▶ Written exercise: In the listing below, count the lines containing the string "index" and state only the number.

▶ Data for the task:
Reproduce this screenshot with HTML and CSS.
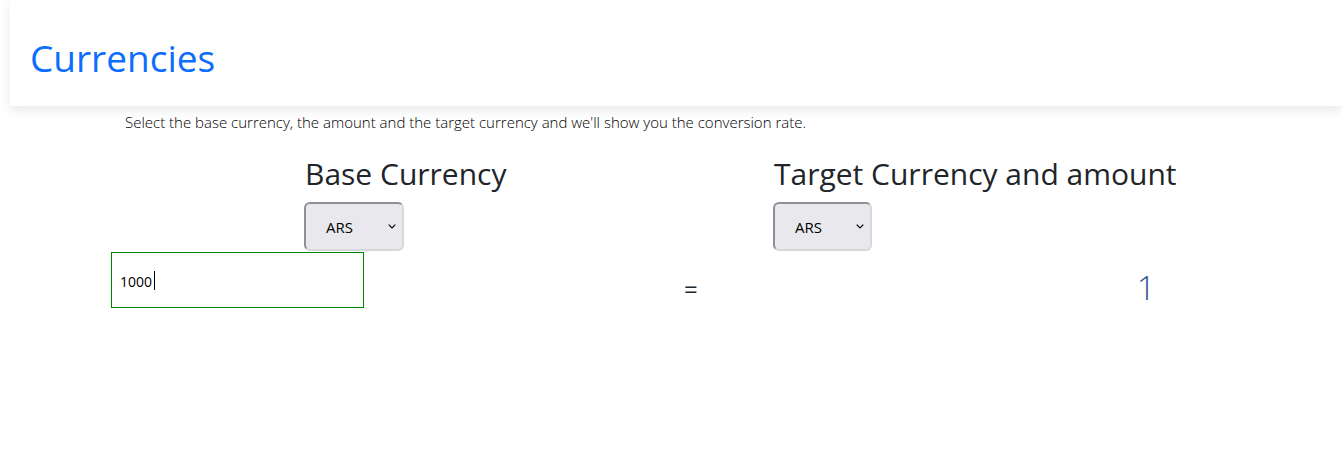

--

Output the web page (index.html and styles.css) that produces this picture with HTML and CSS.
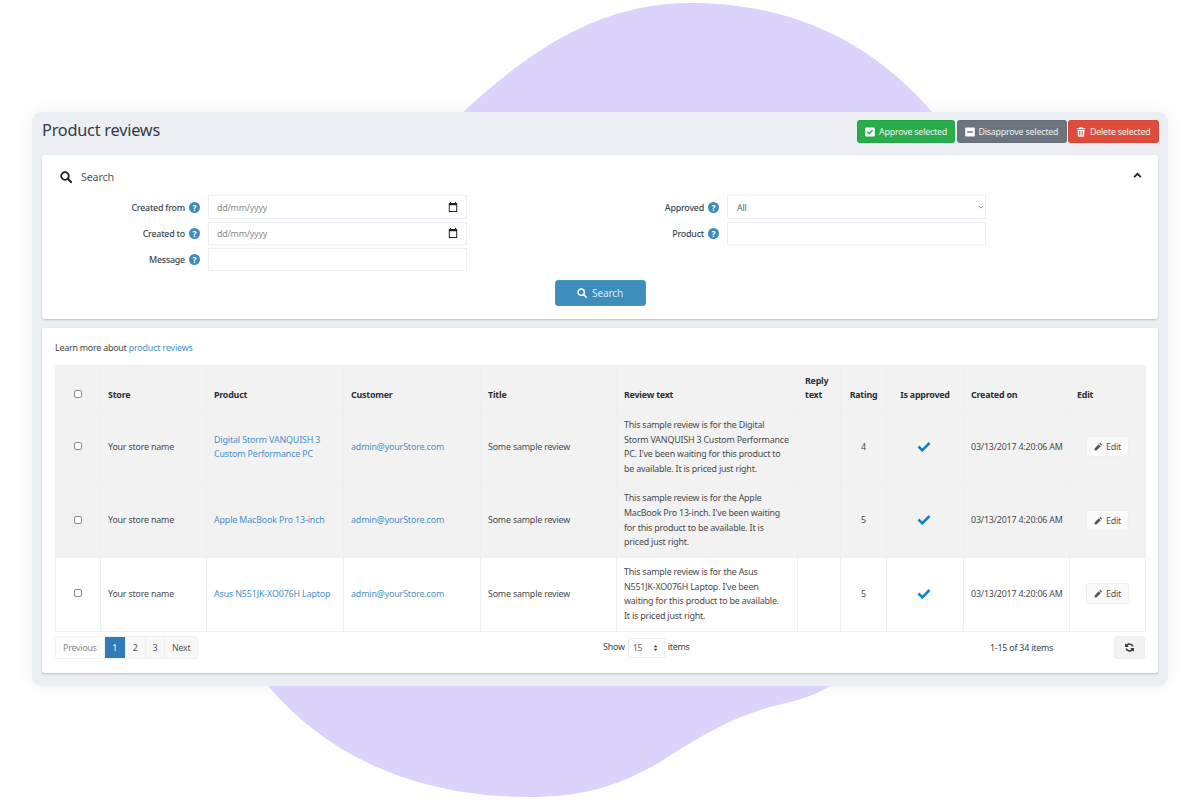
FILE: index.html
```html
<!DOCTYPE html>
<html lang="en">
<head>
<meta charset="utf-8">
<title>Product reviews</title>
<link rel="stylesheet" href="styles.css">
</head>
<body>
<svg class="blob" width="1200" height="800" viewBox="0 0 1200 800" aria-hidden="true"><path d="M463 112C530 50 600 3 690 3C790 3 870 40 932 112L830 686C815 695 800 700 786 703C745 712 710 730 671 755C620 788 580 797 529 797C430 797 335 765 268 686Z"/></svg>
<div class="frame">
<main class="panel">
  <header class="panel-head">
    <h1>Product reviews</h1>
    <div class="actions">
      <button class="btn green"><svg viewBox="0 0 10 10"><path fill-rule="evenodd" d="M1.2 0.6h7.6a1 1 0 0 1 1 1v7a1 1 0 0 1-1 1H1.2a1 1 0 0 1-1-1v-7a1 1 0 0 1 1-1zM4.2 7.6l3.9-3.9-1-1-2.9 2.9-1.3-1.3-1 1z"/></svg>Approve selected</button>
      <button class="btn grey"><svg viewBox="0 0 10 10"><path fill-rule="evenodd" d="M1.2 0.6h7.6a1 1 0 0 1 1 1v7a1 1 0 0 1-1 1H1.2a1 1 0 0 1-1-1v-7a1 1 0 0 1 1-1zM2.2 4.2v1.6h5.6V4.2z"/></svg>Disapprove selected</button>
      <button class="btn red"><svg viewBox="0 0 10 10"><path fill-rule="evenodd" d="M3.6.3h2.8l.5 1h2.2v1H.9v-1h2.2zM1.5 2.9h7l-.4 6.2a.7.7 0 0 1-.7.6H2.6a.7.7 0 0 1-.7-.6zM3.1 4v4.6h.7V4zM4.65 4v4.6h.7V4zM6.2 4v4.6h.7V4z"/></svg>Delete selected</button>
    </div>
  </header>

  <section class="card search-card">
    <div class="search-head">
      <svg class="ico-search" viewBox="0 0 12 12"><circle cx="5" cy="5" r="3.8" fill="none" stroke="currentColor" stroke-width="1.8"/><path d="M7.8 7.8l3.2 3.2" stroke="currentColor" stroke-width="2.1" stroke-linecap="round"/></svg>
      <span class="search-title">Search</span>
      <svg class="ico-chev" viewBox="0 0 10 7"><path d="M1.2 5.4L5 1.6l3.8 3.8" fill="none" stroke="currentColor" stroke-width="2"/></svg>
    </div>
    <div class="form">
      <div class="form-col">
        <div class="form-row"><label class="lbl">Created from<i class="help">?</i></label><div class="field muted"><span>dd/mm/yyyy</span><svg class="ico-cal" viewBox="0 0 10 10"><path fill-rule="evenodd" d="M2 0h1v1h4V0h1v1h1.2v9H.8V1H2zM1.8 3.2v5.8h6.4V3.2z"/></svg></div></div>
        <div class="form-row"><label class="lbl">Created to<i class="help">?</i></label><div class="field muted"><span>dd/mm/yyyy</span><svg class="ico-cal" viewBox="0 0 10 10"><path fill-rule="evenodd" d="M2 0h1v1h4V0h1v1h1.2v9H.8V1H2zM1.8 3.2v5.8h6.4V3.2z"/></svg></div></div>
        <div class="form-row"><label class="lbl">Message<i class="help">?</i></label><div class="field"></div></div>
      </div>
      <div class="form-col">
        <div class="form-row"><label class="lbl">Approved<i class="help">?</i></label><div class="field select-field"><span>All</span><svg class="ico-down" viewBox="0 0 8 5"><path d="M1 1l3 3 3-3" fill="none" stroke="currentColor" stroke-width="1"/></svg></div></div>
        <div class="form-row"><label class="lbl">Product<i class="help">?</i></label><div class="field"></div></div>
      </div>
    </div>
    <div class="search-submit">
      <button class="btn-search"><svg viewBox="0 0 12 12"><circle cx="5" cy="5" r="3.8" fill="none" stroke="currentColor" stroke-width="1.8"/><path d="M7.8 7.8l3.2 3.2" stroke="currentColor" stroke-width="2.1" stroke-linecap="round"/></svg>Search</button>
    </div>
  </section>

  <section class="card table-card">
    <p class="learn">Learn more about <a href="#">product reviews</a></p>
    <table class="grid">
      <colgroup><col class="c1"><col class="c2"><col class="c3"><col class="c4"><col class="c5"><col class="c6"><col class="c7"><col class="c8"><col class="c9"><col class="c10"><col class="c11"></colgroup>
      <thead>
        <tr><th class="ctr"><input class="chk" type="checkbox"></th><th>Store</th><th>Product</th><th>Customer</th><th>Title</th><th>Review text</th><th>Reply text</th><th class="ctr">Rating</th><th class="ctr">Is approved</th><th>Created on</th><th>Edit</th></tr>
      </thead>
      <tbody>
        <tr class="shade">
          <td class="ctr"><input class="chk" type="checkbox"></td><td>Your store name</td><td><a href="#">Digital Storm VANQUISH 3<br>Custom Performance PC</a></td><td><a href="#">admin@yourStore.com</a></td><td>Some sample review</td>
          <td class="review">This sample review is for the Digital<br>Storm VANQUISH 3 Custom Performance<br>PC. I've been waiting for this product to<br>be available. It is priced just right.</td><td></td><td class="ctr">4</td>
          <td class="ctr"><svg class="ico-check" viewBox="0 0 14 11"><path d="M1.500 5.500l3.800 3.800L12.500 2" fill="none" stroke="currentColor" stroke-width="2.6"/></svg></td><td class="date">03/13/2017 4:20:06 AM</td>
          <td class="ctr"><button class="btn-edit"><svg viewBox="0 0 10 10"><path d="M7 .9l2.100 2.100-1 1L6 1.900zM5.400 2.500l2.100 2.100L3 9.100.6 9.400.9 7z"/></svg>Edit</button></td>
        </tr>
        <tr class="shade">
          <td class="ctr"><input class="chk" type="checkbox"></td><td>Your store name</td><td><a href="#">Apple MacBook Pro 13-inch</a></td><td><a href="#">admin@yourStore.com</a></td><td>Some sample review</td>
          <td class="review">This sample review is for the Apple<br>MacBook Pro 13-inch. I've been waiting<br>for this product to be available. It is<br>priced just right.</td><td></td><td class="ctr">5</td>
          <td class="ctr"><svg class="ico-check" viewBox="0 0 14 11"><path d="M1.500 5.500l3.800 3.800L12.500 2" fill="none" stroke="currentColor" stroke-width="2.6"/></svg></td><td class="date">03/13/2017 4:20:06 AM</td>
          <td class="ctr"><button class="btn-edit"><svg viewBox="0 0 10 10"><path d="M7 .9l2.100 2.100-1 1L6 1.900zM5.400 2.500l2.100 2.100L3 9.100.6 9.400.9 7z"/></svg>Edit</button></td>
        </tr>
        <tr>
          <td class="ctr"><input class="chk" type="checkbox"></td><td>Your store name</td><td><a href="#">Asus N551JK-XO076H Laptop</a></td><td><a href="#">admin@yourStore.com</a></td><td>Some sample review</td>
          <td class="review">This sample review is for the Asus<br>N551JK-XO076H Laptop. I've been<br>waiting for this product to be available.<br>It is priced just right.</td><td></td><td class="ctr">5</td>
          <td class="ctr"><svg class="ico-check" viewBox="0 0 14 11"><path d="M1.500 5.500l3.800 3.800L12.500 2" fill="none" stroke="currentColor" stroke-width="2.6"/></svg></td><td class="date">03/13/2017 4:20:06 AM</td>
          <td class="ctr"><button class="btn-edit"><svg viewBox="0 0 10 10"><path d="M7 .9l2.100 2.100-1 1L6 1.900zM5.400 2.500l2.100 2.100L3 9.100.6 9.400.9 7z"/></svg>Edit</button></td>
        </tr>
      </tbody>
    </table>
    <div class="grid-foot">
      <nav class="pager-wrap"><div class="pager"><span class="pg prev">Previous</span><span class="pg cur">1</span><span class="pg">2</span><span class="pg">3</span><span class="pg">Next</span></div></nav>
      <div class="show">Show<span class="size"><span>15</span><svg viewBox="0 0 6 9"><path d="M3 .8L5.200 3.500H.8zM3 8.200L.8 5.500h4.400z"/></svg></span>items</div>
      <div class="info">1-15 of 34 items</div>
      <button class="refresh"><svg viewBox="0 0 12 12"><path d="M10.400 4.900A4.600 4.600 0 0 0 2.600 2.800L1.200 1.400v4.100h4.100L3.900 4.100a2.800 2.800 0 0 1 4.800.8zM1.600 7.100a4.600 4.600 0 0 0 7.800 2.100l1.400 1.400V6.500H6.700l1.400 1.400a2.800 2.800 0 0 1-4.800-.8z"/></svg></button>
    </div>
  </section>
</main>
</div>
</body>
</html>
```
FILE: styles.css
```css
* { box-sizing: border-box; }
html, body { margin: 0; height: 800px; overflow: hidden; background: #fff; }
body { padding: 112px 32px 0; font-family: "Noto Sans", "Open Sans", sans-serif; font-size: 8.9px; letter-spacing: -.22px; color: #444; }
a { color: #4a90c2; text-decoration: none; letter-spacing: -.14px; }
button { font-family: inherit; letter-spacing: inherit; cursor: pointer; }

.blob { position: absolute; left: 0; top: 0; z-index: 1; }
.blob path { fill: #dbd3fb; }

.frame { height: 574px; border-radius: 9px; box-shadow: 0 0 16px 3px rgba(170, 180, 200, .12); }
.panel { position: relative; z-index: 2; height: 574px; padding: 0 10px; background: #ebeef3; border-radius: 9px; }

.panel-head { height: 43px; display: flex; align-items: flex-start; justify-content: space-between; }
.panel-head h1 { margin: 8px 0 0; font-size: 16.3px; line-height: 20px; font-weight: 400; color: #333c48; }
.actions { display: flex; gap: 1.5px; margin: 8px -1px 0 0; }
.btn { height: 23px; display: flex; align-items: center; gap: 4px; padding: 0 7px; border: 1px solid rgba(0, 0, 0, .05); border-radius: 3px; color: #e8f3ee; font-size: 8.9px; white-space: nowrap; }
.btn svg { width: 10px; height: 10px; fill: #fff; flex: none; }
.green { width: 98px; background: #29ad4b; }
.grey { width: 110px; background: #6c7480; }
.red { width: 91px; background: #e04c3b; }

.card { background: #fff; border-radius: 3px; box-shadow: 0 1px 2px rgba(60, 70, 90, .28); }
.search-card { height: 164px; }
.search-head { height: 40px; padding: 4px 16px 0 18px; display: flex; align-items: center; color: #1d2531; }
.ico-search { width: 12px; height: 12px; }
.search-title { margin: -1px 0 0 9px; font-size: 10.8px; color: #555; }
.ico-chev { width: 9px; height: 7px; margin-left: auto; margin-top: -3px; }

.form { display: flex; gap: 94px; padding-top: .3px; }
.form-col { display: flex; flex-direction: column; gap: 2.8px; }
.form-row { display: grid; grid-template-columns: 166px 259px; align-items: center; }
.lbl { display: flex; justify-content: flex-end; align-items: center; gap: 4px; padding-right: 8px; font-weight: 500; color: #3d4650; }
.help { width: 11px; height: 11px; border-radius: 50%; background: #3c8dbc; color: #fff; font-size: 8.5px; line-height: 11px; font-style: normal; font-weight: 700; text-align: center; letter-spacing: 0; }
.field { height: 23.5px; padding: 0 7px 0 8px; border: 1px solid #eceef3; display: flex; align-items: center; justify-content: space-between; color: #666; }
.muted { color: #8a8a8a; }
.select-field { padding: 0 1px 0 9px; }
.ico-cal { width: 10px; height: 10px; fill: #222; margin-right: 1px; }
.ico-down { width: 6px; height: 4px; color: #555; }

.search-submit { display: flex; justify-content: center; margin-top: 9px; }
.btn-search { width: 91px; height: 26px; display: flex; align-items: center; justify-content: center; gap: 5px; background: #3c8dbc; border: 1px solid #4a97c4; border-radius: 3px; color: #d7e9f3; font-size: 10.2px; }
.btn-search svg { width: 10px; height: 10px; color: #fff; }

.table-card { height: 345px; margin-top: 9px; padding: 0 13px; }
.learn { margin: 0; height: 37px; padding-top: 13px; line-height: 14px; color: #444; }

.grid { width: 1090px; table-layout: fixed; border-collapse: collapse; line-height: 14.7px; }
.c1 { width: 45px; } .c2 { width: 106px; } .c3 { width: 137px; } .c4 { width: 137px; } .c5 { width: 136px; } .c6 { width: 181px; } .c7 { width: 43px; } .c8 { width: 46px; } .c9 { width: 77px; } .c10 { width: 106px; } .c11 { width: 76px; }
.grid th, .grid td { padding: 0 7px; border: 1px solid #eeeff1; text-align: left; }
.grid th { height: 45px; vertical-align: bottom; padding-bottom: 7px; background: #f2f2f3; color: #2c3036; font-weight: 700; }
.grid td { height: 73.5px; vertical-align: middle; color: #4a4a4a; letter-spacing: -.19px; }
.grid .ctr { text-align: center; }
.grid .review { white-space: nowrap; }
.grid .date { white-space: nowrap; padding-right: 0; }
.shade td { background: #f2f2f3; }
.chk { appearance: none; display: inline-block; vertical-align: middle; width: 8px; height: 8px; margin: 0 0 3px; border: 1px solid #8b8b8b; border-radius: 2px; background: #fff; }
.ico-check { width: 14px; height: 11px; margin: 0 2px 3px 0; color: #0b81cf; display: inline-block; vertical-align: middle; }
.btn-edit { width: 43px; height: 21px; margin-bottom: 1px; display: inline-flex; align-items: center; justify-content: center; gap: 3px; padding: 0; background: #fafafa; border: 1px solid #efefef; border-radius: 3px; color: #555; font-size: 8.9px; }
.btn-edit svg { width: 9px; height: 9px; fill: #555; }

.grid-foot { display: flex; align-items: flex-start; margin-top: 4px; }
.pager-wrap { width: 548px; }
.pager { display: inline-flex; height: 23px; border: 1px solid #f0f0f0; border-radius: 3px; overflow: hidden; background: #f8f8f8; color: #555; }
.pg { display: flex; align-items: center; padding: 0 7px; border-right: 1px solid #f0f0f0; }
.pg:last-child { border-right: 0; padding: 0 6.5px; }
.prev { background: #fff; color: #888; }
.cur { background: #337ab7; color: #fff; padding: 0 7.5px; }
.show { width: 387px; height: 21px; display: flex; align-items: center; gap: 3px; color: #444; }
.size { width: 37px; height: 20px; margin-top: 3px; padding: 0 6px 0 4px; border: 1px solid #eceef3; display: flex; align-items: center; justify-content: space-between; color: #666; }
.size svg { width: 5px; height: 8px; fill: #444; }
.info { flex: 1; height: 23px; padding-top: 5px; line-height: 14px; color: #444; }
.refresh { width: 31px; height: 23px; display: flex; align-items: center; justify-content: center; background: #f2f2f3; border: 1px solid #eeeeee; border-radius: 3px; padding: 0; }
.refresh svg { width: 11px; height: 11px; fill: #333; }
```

▶ The completed task: 4